BENICIA – A four-alarm fire broke out under a wharf at the Port of Benicia Saturday afternoon, sending plumes of potentially toxic smoke into the air, according to the Benicia Fire Department.

Firefighters from across the region responded to the Benicia port throughout the day to try and put the fire out, but Benicia Mayor Steve Young said that firefighters don’t expect to have it out anytime soon.

“It may be a day or even more before it’s actually put out,” Young said at around 5 p.m. on Saturday. “Right now, it’s a containment situation.”

Fire officials said that the fire started at 12:20 p.m. and quickly grew to three alarms. Young said that fire is burning through timber supports under roads going to the wharf. The timber is partially submerged in water and for that reason is soaked in creosote, a chemical compound derived from tar and used as a wood preservative.

The presence of creosote makes the fire especially difficult to put out and makes the air more hazardous. For the moment, Young said, the wind is blowing away from the city so there are no significant air quality hazards from the fire and he said the city had no reason to expect that would change.

If the wind did change, the city may enact shelter-in-place or evacuation orders, including potentially for an artist community in the Lower Arsenal area or other areas in the southeast portion of the city.

The fire is mostly burning on a wharf used by port operator Amports Inc. for importing cars, Young said, but it is difficult to tell at this point how far it has spread.

It may also be burning on an adjacent wharf used for the export of petroleum coke, or petcoke, a solid petroleum product used as fuel and produced at the Valero Benicia Refinery.

The petcoke is shipped by rail from the refinery and loaded onto ships for export. It is stored in a large dome at the port and at one point, Young said, officials feared that the dome had caught fire. It appears that was not the case, but a conveyer used to transport the petcoke from the dome to ships for export had at one point caught fire, the mayor said.

Amports and Valero were sued last month by the environmental group San Francisco Baykeeper for allegedly allowing the petcoke to be released into the air and the Carquinez Strait. That lawsuit is ongoing.

The fire poses a further environmental hazard to the strait as the burned creosote flows into the water.

It’s not clear how the fire started, but Young said it may have been a grass fire that spread to the supporting timber.

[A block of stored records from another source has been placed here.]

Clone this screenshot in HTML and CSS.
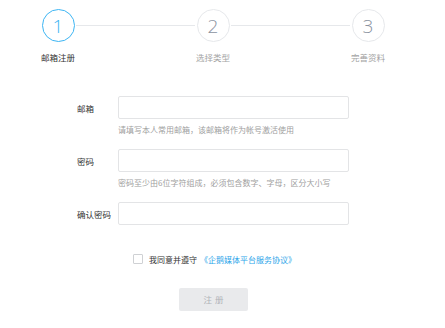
FILE: index.html
```html
<!DOCTYPE html>
<html lang="zh-CN">
<head>
	<meta charset="UTF-8">
	<title>邮箱注册</title>
	<link rel="stylesheet" href="styles.css">
</head>
<body>
	<div id="wrap">
		<!-- 步骤条 -->
		<div class="steps">
			<div class="step active">
				<span class="num">1</span>
				<span class="name">邮箱注册</span>
			</div>
			<div class="line"></div>
			<div class="step">
				<span class="num">2</span>
				<span class="name">选择类型</span>
			</div>
			<div class="line"></div>
			<div class="step">
				<span class="num">3</span>
				<span class="name">完善资料</span>
			</div>
		</div>

		<!-- 表单 -->
		<div class="form">
			<div class="field">
				<div class="row">
					<label>邮箱</label>
					<input type="text">
				</div>
				<p class="tip">请填写本人常用邮箱，该邮箱将作为帐号激活使用</p>
			</div>
			<div class="field">
				<div class="row">
					<label>密码</label>
					<input type="password">
				</div>
				<p class="tip">密码至少由6位字符组成，必须包含数字、字母，区分大小写</p>
			</div>
			<div class="field">
				<div class="row">
					<label>确认密码</label>
					<input type="password">
				</div>
			</div>
		</div>

		<div class="agree">
			<span class="check"></span>
			<span>我同意并遵守</span>
			<a href="javascript:void(0);">《企鹅媒体平台服务协议》</a>
		</div>

		<div class="submit">
			<a href="javascript:void(0);" class="btn">注册</a>
		</div>
	</div>
</body>
</html>
```

FILE: styles.css
```css
*{padding:0;margin:0;box-sizing:border-box;}
a{text-decoration:none;}
body{background:#fff;font-family:"Noto Sans CJK SC","Liberation Sans",sans-serif;font-size:8px;color:#333;}
#wrap{width:445px;}

.steps{display:flex;align-items:flex-start;margin:9px 0 0 40px;width:346px;}
.step{width:36px;display:flex;flex-direction:column;align-items:center;}
.step .num{width:33px;height:33px;border:1px solid #e6e8eb;border-radius:50%;display:flex;align-items:center;justify-content:center;font-family:"Open Sans","Liberation Sans",sans-serif;font-weight:300;font-size:19px;color:#8b93a1;}
.step .name{margin-top:9px;font-size:8.5px;line-height:12px;color:#a3a3a3;white-space:nowrap;}
.step.active .num{border:1.5px solid #3db5f3;color:#3db5f3;}
.step.active .name{color:#333;}
.line{flex:1;height:1px;background:#e6e8eb;margin-top:16px;}

.form{margin:33px 0 0 77px;}
.field{margin-bottom:13px;}
.row{display:flex;align-items:center;}
.row label{width:41px;font-size:8.5px;color:#333;white-space:nowrap;}
.row input{width:231px;height:23px;border:1px solid #e3e4e6;border-radius:2px;outline:none;}
.tip{margin:5px 0 0 41px;font-size:8px;line-height:12px;color:#a0a0a0;}

.agree{display:flex;align-items:center;margin:28px 0 0 133px;height:12px;font-size:8px;color:#333;}
.agree .check{width:10px;height:10px;border:1px solid #cfd1d4;border-radius:1px;margin-right:6px;}
.agree a{color:#2ea6ea;margin-left:3px;}

.submit{margin:23px 0 0 179px;}
.btn{display:block;width:69px;height:23px;line-height:23px;background:#e9eaec;border-radius:2px;text-align:center;color:#b0b3b8;font-size:8.5px;letter-spacing:3px;text-indent:3px;}
```
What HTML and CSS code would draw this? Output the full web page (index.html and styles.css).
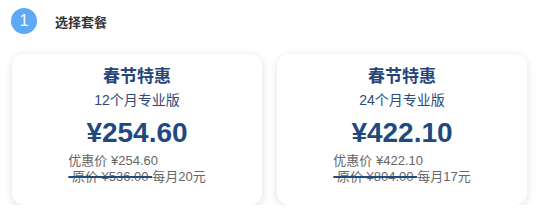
FILE: index.html
```html
<!DOCTYPE html>
<html lang="zh-CN">
<head>
    <meta charset="UTF-8">
    <title>选择套餐</title>
    <link rel="stylesheet" href="styles.css">
</head>
<body>
    <div class="step">
        <div class="step-num">1</div>
        <div class="step-title">选择套餐</div>
    </div>
    <div class="plans">
        <div class="plan">
            <div class="plan-name">春节特惠</div>
            <div class="plan-term">12个月专业版</div>
            <div class="plan-price">¥254.60</div>
            <div class="plan-detail">
                <div>优惠价 ¥254.60</div>
                <div><span class="old">&nbsp;原价 ¥536.00&nbsp;</span>每月20元</div>
            </div>
        </div>
        <div class="plan">
            <div class="plan-name">春节特惠</div>
            <div class="plan-term">24个月专业版</div>
            <div class="plan-price">¥422.10</div>
            <div class="plan-detail">
                <div>优惠价 ¥422.10</div>
                <div><span class="old">&nbsp;原价 ¥804.00&nbsp;</span>每月17元</div>
            </div>
        </div>
    </div>
</body>
</html>
```

FILE: styles.css
```css
body {
    margin: 0;
    background-color: #fff;
    font-family: "Liberation Sans", Arial, "Noto Sans CJK SC", sans-serif;
}

.step {
    display: flex;
    align-items: center;
    gap: 18px;
    padding: 8px 11px 0;
}

.step-num {
    width: 26px;
    height: 26px;
    border-radius: 50%;
    background-color: #5ea9f6;
    color: #fff;
    font-size: 16px;
    line-height: 26px;
    text-align: center;
}

.step-title {
    font-size: 13px;
    font-weight: bold;
    color: #333;
}

.plans {
    display: flex;
    gap: 15px;
    padding: 20px 12px 0;
}

.plan {
    width: 250px;
    box-sizing: border-box;
    padding: 12px 0 20px;
    border-radius: 12px;
    background-color: #fff;
    box-shadow: 0 2px 8px rgba(0, 0, 0, 0.13);
    text-align: center;
}

.plan-name {
    font-size: 17px;
    font-weight: bold;
    line-height: 22px;
    color: #26467b;
}

.plan-term {
    margin-top: 2px;
    font-size: 14px;
    line-height: 20px;
    color: #2e4a78;
}

.plan-price {
    margin-top: 6px;
    font-size: 28px;
    font-weight: bold;
    line-height: 34px;
    color: #20497f;
}

.plan-detail {
    display: inline-block;
    margin-top: 3px;
    text-align: left;
    font-size: 13px;
    line-height: 16px;
    color: #666;
}

.old {
    text-decoration: line-through;
    text-decoration-color: #1f4a82;
    text-decoration-thickness: 2px;
}
```
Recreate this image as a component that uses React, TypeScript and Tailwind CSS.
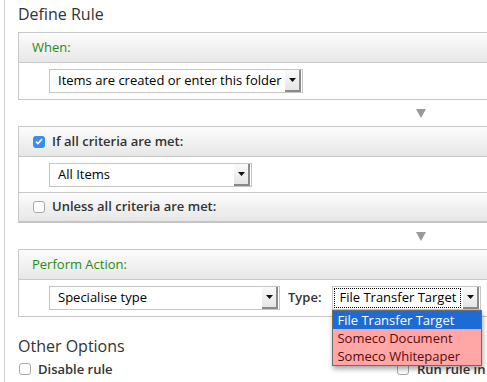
import React from "react"

function DropButton() {
  return (
    <div className="flex h-[22px] w-[16px] items-center justify-center border-r-2 border-b-2 border-[#8a8a8a] bg-gradient-to-b from-[#fafafa] to-[#e6e6e6]">
      <svg width="7" height="4" viewBox="0 0 7 4">
        <path d="M0 0h7L3.5 4z" fill="#111" />
      </svg>
    </div>
  )
}

function Select({ text, width, focus }: { text: string; width: string; focus?: boolean }) {
  return (
    <div className={`flex h-[24px] items-center border border-[#c4c4c4] bg-white pr-px ${width}`}>
      {focus ? (
        <div className="ml-px flex h-[20px] flex-1 items-center border border-dotted border-black pl-[4px] text-[13px] whitespace-nowrap text-black">
          {text}
        </div>
      ) : (
        <div className="flex-1 pl-[8px] text-[13px] whitespace-nowrap text-black">{text}</div>
      )}
      <div className="ml-[2px]">
        <DropButton />
      </div>
    </div>
  )
}

function Check({ checked }: { checked?: boolean }) {
  if (checked)
    return (
      <span className="flex h-[12px] w-[12px] shrink-0 items-center justify-center rounded-[3px] bg-[#3a8cf0]">
        <svg width="8" height="7" viewBox="0 0 8 7">
          <path d="M1 3.6l2 2L7 1" fill="none" stroke="#fff" strokeWidth="1.6" />
        </svg>
      </span>
    )
  return <span className="h-[12px] w-[12px] shrink-0 rounded-[3px] border border-[#a8a8a8] bg-white" />
}

function Header({ children, last }: { children: React.ReactNode; last?: boolean }) {
  return (
    <div
      className={`flex h-[30px] items-center bg-gradient-to-b from-[#fcfcfc] to-[#e7e7e7] ${
        last ? "border-b-2 border-[#c4c4c4]" : "border-b border-[#c8c8c8]"
      }`}
    >
      {children}
    </div>
  )
}

function Arrow() {
  return (
    <div className="flex h-[26px] w-[806px] items-center justify-center">
      <svg width="10" height="9" viewBox="0 0 10 9">
        <path d="M0 0h10L5 9z" fill="#9a9a9a" />
      </svg>
    </div>
  )
}

export default function App() {
  return (
    <div className="relative h-[382px] w-[487px] overflow-hidden bg-white font-['Open_Sans',sans-serif] text-[#333]">
      <div className="ml-[4px] h-full border-l border-[#cfcfcf] pl-[13px] pt-[4px]">
        <h1 className="h-[20px] text-[16px] leading-[20px] text-[#333]">Define Rule</h1>

        <div className="mt-[8px] w-[806px] border border-[#c8c8c8]">
          <Header>
            <span className="pl-[13px] text-[13px] text-[#2c8a12]">When:</span>
          </Header>
          <div className="flex h-[36px] items-center pl-[30px]">
            <Select text="Items are created or enter this folder" width="w-[254px]" />
          </div>
        </div>

        <Arrow />

        <div className="w-[806px] border-x border-t border-[#c8c8c8]">
          <Header>
            <div className="flex items-center gap-[7px] pl-[14px]">
              <Check checked />
              <span className="text-[13px] font-semibold text-[#333]">If all criteria are met:</span>
            </div>
          </Header>
          <div className="flex h-[36px] items-center border-b border-[#c8c8c8] pl-[30px]">
            <Select text="All Items" width="w-[203px]" />
          </div>
          <Header last>
            <div className="flex items-center gap-[7px] pl-[14px]">
              <Check />
              <span className="text-[13px] font-semibold text-[#333]">Unless all criteria are met:</span>
            </div>
          </Header>
        </div>

        <Arrow />

        <div className="w-[806px] border border-[#c8c8c8]">
          <Header>
            <span className="pl-[13px] text-[13px] text-[#2c8a12]">Perform Action:</span>
          </Header>
          <div className="flex h-[36px] items-center pl-[30px]">
            <Select text="Specialise type" width="w-[231px]" />
            <span className="ml-[8px] text-[13px] font-semibold text-[#333]">Type:</span>
            <div className="relative ml-[11px]">
              <Select text="File Transfer Target" width="w-[149px]" focus />
              <div className="absolute top-[24px] left-0 z-10 w-[150px] border border-[#6d6d6d] shadow-[1px_3px_5px_rgba(0,0,0,0.35)]">
                <div className="h-[18px] bg-[#1d6bd6] pl-[4px] text-[13px] leading-[18px] whitespace-nowrap text-white">File Transfer Target</div>
                <div className="h-[18px] bg-[#ffa6a6] pl-[4px] text-[13px] leading-[18px] whitespace-nowrap text-[#5a0a0a]">Someco Document</div>
                <div className="h-[18px] bg-[#ffa6a6] pl-[4px] text-[13px] leading-[18px] whitespace-nowrap text-[#5a0a0a]">Someco Whitepaper</div>
              </div>
            </div>
          </div>
        </div>

        <h2 className="mt-[19px] h-[20px] text-[16px] leading-[20px] text-[#333]">Other Options</h2>
        <div className="mt-[3px] flex h-[20px] items-center leading-[20px]">
          <div className="flex w-[379px] shrink-0 items-center gap-[7px] pl-px">
            <Check />
            <span className="text-[13px] font-semibold whitespace-nowrap text-[#333]">Disable rule</span>
          </div>
          <div className="flex shrink-0 items-center gap-[8px]">
            <Check />
            <span className="text-[13px] font-semibold whitespace-nowrap text-[#333]">Run rule in background</span>
          </div>
        </div>
      </div>
    </div>
  )
}
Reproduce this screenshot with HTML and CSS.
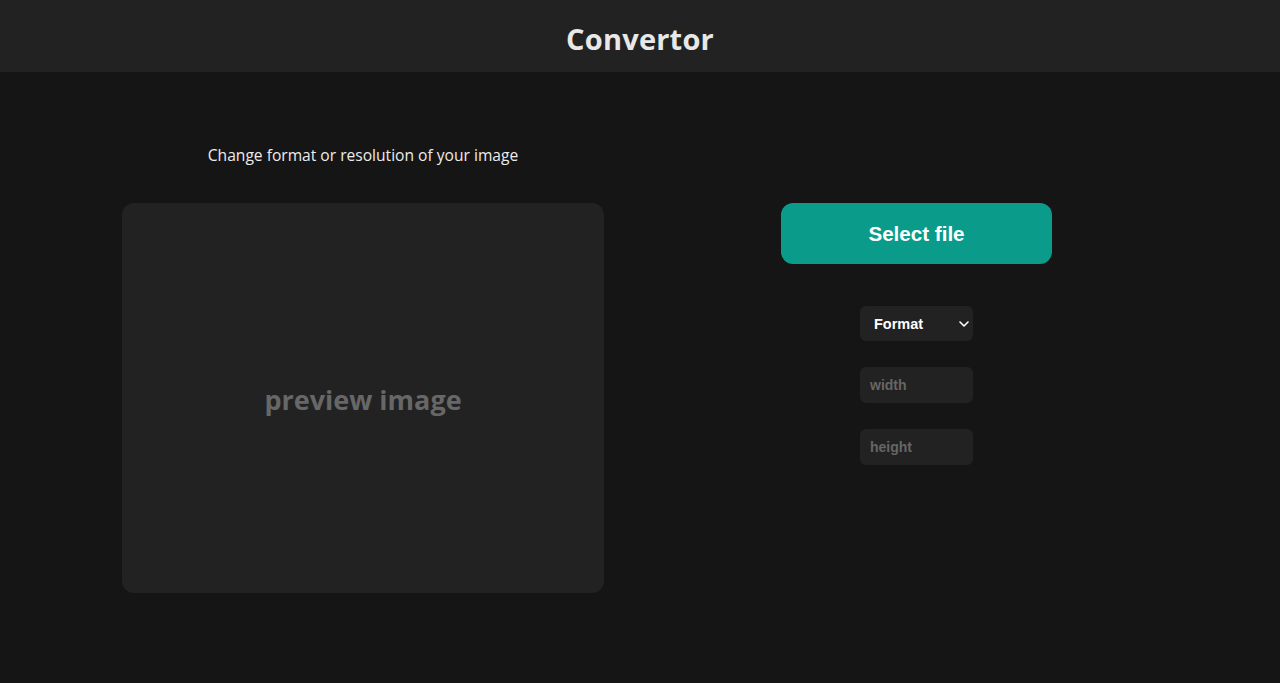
FILE: index.html
```html
<!DOCTYPE html>
<html lang="en">
<head>
<meta charset="utf-8">
<title>Convertor</title>
<link rel="stylesheet" href="styles.css">
</head>
<body>
<header class="topbar">
  <h1 class="title">Convertor</h1>
</header>
<main class="main">
  <section class="left">
    <p class="subtitle">Change format or resolution of your image</p>
    <div class="preview"><span class="preview-text">preview image</span></div>
  </section>
  <section class="right">
    <button class="select-btn" type="button">Select file</button>
    <div class="controls">
      <div class="select-wrap">
        <select class="format">
          <option>Format</option>
          <option>png</option>
          <option>jpg</option>
          <option>webp</option>
        </select>
        <svg class="chevron" width="10" height="6" viewBox="0 0 10 6"><path d="M1 1l4 4 4-4" fill="none" stroke="#fff" stroke-width="1.6" stroke-linecap="round" stroke-linejoin="round"/></svg>
      </div>
      <input class="field" type="text" placeholder="width">
      <input class="field" type="text" placeholder="height">
    </div>
  </section>
</main>
</body>
</html>
```
FILE: styles.css
```css
* { box-sizing: border-box; }
html, body { margin: 0; padding: 0; }
body {
  background: #151515;
  color: #e6e6e6;
  font-family: "Open Sans", "Noto Sans", sans-serif;
  min-height: 683px;
}
.topbar {
  height: 72px;
  background: #222222;
  display: flex;
  align-items: center;
  justify-content: center;
}
.title {
  margin: 4px 0 0;
  font-size: 29px;
  font-weight: 700;
  color: #e8e8e8;
  line-height: 1;
  letter-spacing: 0.2px;
}
.main {
  display: flex;
  align-items: flex-start;
  padding-left: 122px;
  gap: 177px;
}
.left {
  width: 482px;
  padding-top: 71px;
  display: flex;
  flex-direction: column;
  align-items: center;
}
.subtitle {
  margin: 0;
  font-size: 15.6px;
  line-height: 24px;
  color: #ececec;
}
.preview {
  margin-top: 36px;
  width: 482px;
  height: 390px;
  background: #222222;
  border-radius: 12px;
  display: flex;
  align-items: center;
  justify-content: center;
}
.preview-text {
  font-size: 27px;
  font-weight: 700;
  color: #676767;
  margin-top: 2px;
}
.right {
  width: 271px;
  padding-top: 131px;
  display: flex;
  flex-direction: column;
  align-items: center;
}
.select-btn {
  width: 271px;
  height: 61px;
  border: none;
  border-radius: 12px;
  background: #0b9b8a;
  color: #ffffff;
  font-family: "Liberation Sans", Arial, sans-serif;
  font-weight: 700;
  font-size: 20.6px;
  cursor: pointer;
}
.controls {
  margin-top: 42px;
  display: flex;
  flex-direction: column;
  align-items: center;
  gap: 26px;
}
.select-wrap {
  position: relative;
  width: 113px;
  height: 35px;
}
.format {
  appearance: none;
  -webkit-appearance: none;
  width: 113px;
  height: 35px;
  border: none;
  border-radius: 6px;
  background: #222222;
  color: #ffffff;
  font-family: "Liberation Sans", Arial, sans-serif;
  font-weight: 700;
  font-size: 14.5px;
  padding: 0 0 0 14px;
  outline: none;
}
.chevron {
  position: absolute;
  right: 4px;
  top: 15px;
  pointer-events: none;
}
.field {
  width: 113px;
  height: 36px;
  border: none;
  border-radius: 6px;
  background: #222222;
  color: #ffffff;
  font-family: "Liberation Sans", Arial, sans-serif;
  font-weight: 700;
  font-size: 14px;
  padding: 0 0 0 10px;
  outline: none;
}
.field::placeholder {
  color: #666666;
  opacity: 1;
}
```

Other agencies that are assisting the Benicia Fire Department in putting the fire out include the Vallejo Fire Department, the Contra Costa County Fire Protection District, the Fairfield Fire Department, the Valero Fire Department, the Cordelia Fire Protection District and the American Canyon Fire Protection District. Fire boats from the Oakland Fire Department and the San Francisco Fire Department have also responded.